(Problem requirements)
Return all the data below as it stands, minus the pictures.

(Data segment)
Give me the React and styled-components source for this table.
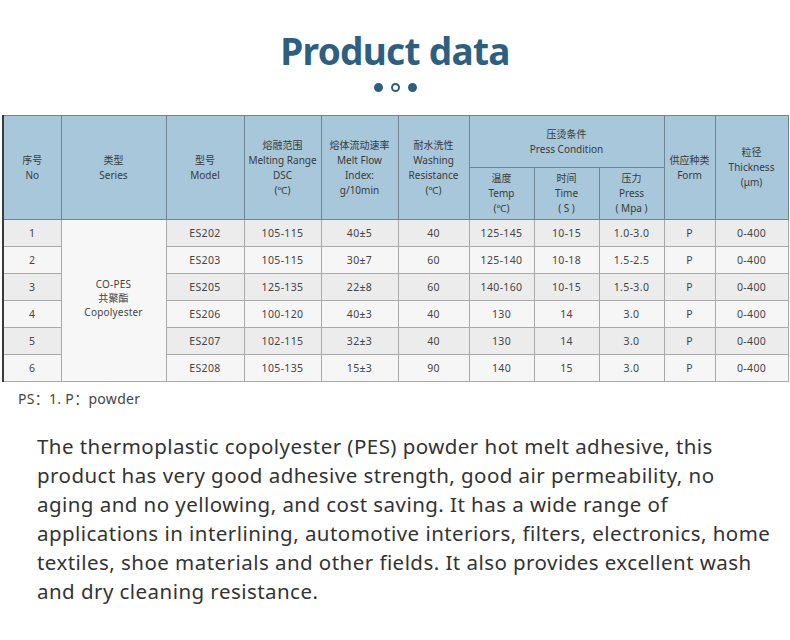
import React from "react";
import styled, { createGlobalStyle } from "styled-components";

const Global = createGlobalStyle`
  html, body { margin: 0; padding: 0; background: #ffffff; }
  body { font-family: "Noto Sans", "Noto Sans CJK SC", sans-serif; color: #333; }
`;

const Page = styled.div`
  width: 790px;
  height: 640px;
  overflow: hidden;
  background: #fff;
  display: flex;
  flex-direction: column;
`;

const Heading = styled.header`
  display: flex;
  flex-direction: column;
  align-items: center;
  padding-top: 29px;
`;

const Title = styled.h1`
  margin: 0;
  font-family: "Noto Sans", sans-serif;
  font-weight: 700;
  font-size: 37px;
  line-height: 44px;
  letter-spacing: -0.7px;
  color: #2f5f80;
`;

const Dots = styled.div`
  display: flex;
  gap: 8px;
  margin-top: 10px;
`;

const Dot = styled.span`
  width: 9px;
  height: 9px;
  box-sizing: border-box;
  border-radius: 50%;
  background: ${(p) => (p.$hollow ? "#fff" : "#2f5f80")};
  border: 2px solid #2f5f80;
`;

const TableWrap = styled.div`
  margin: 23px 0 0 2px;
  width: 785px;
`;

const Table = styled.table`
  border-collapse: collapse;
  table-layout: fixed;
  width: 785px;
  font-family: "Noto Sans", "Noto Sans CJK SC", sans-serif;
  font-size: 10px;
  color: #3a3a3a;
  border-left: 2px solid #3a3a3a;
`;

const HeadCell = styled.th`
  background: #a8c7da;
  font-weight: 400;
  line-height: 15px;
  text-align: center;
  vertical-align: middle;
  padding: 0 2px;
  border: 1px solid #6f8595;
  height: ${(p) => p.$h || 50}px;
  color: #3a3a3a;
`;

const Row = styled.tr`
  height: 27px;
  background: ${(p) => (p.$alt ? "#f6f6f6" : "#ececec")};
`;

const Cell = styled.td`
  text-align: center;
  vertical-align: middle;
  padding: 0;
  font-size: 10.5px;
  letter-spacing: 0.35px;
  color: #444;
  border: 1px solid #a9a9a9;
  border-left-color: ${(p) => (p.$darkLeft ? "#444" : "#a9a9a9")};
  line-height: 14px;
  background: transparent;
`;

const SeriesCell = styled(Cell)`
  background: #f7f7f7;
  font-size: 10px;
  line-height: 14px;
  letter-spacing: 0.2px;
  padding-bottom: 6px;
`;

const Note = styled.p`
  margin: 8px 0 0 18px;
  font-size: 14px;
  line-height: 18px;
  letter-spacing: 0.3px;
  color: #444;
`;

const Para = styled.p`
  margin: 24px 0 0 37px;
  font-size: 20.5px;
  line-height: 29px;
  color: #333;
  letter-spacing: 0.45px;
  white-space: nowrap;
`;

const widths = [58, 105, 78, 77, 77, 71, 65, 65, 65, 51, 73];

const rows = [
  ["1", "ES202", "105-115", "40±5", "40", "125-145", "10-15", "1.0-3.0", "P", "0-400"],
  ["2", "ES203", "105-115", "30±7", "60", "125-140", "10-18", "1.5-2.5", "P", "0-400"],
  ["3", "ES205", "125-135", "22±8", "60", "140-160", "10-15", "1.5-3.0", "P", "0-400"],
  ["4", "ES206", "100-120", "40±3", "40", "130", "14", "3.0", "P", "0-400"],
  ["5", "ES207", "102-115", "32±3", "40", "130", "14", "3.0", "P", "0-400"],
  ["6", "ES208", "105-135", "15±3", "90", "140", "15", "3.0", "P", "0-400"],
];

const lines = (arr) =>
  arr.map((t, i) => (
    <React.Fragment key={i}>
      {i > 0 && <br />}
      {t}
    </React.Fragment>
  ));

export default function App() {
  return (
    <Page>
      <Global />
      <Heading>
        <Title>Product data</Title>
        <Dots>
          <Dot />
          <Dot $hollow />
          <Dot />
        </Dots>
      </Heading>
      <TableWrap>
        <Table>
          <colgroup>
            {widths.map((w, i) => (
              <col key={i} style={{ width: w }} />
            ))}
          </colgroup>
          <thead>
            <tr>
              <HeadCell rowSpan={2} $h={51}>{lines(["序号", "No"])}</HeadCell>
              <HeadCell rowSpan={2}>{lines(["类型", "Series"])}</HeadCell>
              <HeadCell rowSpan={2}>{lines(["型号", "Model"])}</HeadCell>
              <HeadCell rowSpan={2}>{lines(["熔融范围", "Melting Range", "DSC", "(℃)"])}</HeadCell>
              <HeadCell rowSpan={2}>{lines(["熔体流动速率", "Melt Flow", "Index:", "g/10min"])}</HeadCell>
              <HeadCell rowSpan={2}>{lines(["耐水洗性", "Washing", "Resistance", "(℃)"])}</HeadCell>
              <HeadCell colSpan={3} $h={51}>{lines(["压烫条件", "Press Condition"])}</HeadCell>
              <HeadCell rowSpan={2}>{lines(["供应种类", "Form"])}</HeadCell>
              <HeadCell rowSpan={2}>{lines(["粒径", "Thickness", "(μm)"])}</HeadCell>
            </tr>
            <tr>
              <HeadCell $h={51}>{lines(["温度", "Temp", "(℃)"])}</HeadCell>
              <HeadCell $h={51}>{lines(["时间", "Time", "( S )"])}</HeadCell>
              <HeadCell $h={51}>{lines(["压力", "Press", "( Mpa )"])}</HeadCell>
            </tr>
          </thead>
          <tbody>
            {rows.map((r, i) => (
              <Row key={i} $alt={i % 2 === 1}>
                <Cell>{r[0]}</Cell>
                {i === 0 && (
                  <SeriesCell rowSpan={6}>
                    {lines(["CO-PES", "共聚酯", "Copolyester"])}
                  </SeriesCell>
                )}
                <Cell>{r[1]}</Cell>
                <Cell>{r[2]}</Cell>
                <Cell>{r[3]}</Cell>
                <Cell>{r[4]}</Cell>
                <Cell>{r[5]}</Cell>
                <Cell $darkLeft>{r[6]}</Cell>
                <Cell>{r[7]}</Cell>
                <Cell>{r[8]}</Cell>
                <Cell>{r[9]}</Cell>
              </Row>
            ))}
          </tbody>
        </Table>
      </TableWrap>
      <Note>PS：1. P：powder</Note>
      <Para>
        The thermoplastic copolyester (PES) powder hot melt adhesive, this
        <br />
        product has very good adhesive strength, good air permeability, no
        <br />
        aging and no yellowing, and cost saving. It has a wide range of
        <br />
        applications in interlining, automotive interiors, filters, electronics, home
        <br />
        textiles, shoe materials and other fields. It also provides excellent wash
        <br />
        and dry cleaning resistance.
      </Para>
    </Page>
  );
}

(Result)
Give me the React and styled-components source for this table.
import React from "react";
import styled, { createGlobalStyle } from "styled-components";

const Global = createGlobalStyle`
  html, body { margin: 0; padding: 0; background: #ffffff; }
  body { font-family: "Noto Sans", "Noto Sans CJK SC", sans-serif; color: #333; }
`;

const Page = styled.div`
  width: 790px;
  height: 640px;
  overflow: hidden;
  background: #fff;
  display: flex;
  flex-direction: column;
`;

const Heading = styled.header`
  display: flex;
  flex-direction: column;
  align-items: center;
  padding-top: 29px;
`;

const Title = styled.h1`
  margin: 0;
  font-family: "Noto Sans", sans-serif;
  font-weight: 700;
  font-size: 37px;
  line-height: 44px;
  letter-spacing: -0.7px;
  color: #2f5f80;
`;

const Dots = styled.div`
  display: flex;
  gap: 8px;
  margin-top: 10px;
`;

const Dot = styled.span`
  width: 9px;
  height: 9px;
  box-sizing: border-box;
  border-radius: 50%;
  background: ${(p) => (p.$hollow ? "#fff" : "#2f5f80")};
  border: 2px solid #2f5f80;
`;

const TableWrap = styled.div`
  margin: 23px 0 0 2px;
  width: 785px;
`;

const Table = styled.table`
  border-collapse: collapse;
  table-layout: fixed;
  width: 785px;
  font-family: "Noto Sans", "Noto Sans CJK SC", sans-serif;
  font-size: 10px;
  color: #3a3a3a;
  border-left: 2px solid #3a3a3a;
`;

const HeadCell = styled.th`
  background: #a8c7da;
  font-weight: 400;
  line-height: 15px;
  text-align: center;
  vertical-align: middle;
  padding: 0 2px;
  border: 1px solid #6f8595;
  height: ${(p) => p.$h || 50}px;
  color: #3a3a3a;
`;

const Row = styled.tr`
  height: 27px;
  background: ${(p) => (p.$alt ? "#f6f6f6" : "#ececec")};
`;

const Cell = styled.td`
  text-align: center;
  vertical-align: middle;
  padding: 0;
  font-size: 10.5px;
  letter-spacing: 0.35px;
  color: #444;
  border: 1px solid #a9a9a9;
  border-left-color: ${(p) => (p.$darkLeft ? "#444" : "#a9a9a9")};
  line-height: 14px;
  background: transparent;
`;

const SeriesCell = styled(Cell)`
  background: #f7f7f7;
  font-size: 10px;
  line-height: 14px;
  letter-spacing: 0.2px;
  padding-bottom: 6px;
`;

const Note = styled.p`
  margin: 8px 0 0 18px;
  font-size: 14px;
  line-height: 18px;
  letter-spacing: 0.3px;
  color: #444;
`;

const Para = styled.p`
  margin: 24px 0 0 37px;
  font-size: 20.5px;
  line-height: 29px;
  color: #333;
  letter-spacing: 0.45px;
  white-space: nowrap;
`;

const widths = [58, 105, 78, 77, 77, 71, 65, 65, 65, 51, 73];

const rows = [
  ["1", "ES202", "105-115", "40±5", "40", "125-145", "10-15", "1.0-3.0", "P", "0-400"],
  ["2", "ES203", "105-115", "30±7", "60", "125-140", "10-18", "1.5-2.5", "P", "0-400"],
  ["3", "ES205", "125-135", "22±8", "60", "140-160", "10-15", "1.5-3.0", "P", "0-400"],
  ["4", "ES206", "100-120", "40±3", "40", "130", "14", "3.0", "P", "0-400"],
  ["5", "ES207", "102-115", "32±3", "40", "130", "14", "3.0", "P", "0-400"],
  ["6", "ES208", "105-135", "15±3", "90", "140", "15", "3.0", "P", "0-400"],
];

const lines = (arr) =>
  arr.map((t, i) => (
    <React.Fragment key={i}>
      {i > 0 && <br />}
      {t}
    </React.Fragment>
  ));

export default function App() {
  return (
    <Page>
      <Global />
      <Heading>
        <Title>Product data</Title>
        <Dots>
          <Dot />
          <Dot $hollow />
          <Dot />
        </Dots>
      </Heading>
      <TableWrap>
        <Table>
          <colgroup>
            {widths.map((w, i) => (
              <col key={i} style={{ width: w }} />
            ))}
          </colgroup>
          <thead>
            <tr>
              <HeadCell rowSpan={2} $h={51}>{lines(["序号", "No"])}</HeadCell>
              <HeadCell rowSpan={2}>{lines(["类型", "Series"])}</HeadCell>
              <HeadCell rowSpan={2}>{lines(["型号", "Model"])}</HeadCell>
              <HeadCell rowSpan={2}>{lines(["熔融范围", "Melting Range", "DSC", "(℃)"])}</HeadCell>
              <HeadCell rowSpan={2}>{lines(["熔体流动速率", "Melt Flow", "Index:", "g/10min"])}</HeadCell>
              <HeadCell rowSpan={2}>{lines(["耐水洗性", "Washing", "Resistance", "(℃)"])}</HeadCell>
              <HeadCell colSpan={3} $h={51}>{lines(["压烫条件", "Press Condition"])}</HeadCell>
              <HeadCell rowSpan={2}>{lines(["供应种类", "Form"])}</HeadCell>
              <HeadCell rowSpan={2}>{lines(["粒径", "Thickness", "(μm)"])}</HeadCell>
            </tr>
            <tr>
              <HeadCell $h={51}>{lines(["温度", "Temp", "(℃)"])}</HeadCell>
              <HeadCell $h={51}>{lines(["时间", "Time", "( S )"])}</HeadCell>
              <HeadCell $h={51}>{lines(["压力", "Press", "( Mpa )"])}</HeadCell>
            </tr>
          </thead>
          <tbody>
            {rows.map((r, i) => (
              <Row key={i} $alt={i % 2 === 1}>
                <Cell>{r[0]}</Cell>
                {i === 0 && (
                  <SeriesCell rowSpan={6}>
                    {lines(["CO-PES", "共聚酯", "Copolyester"])}
                  </SeriesCell>
                )}
                <Cell>{r[1]}</Cell>
                <Cell>{r[2]}</Cell>
                <Cell>{r[3]}</Cell>
                <Cell>{r[4]}</Cell>
                <Cell>{r[5]}</Cell>
                <Cell $darkLeft>{r[6]}</Cell>
                <Cell>{r[7]}</Cell>
                <Cell>{r[8]}</Cell>
                <Cell>{r[9]}</Cell>
              </Row>
            ))}
          </tbody>
        </Table>
      </TableWrap>
      <Note>PS：1. P：powder</Note>
      <Para>
        The thermoplastic copolyester (PES) powder hot melt adhesive, this
        <br />
        product has very good adhesive strength, good air permeability, no
        <br />
        aging and no yellowing, and cost saving. It has a wide range of
        <br />
        applications in interlining, automotive interiors, filters, electronics, home
        <br />
        textiles, shoe materials and other fields. It also provides excellent wash
        <br />
        and dry cleaning resistance.
      </Para>
    </Page>
  );
}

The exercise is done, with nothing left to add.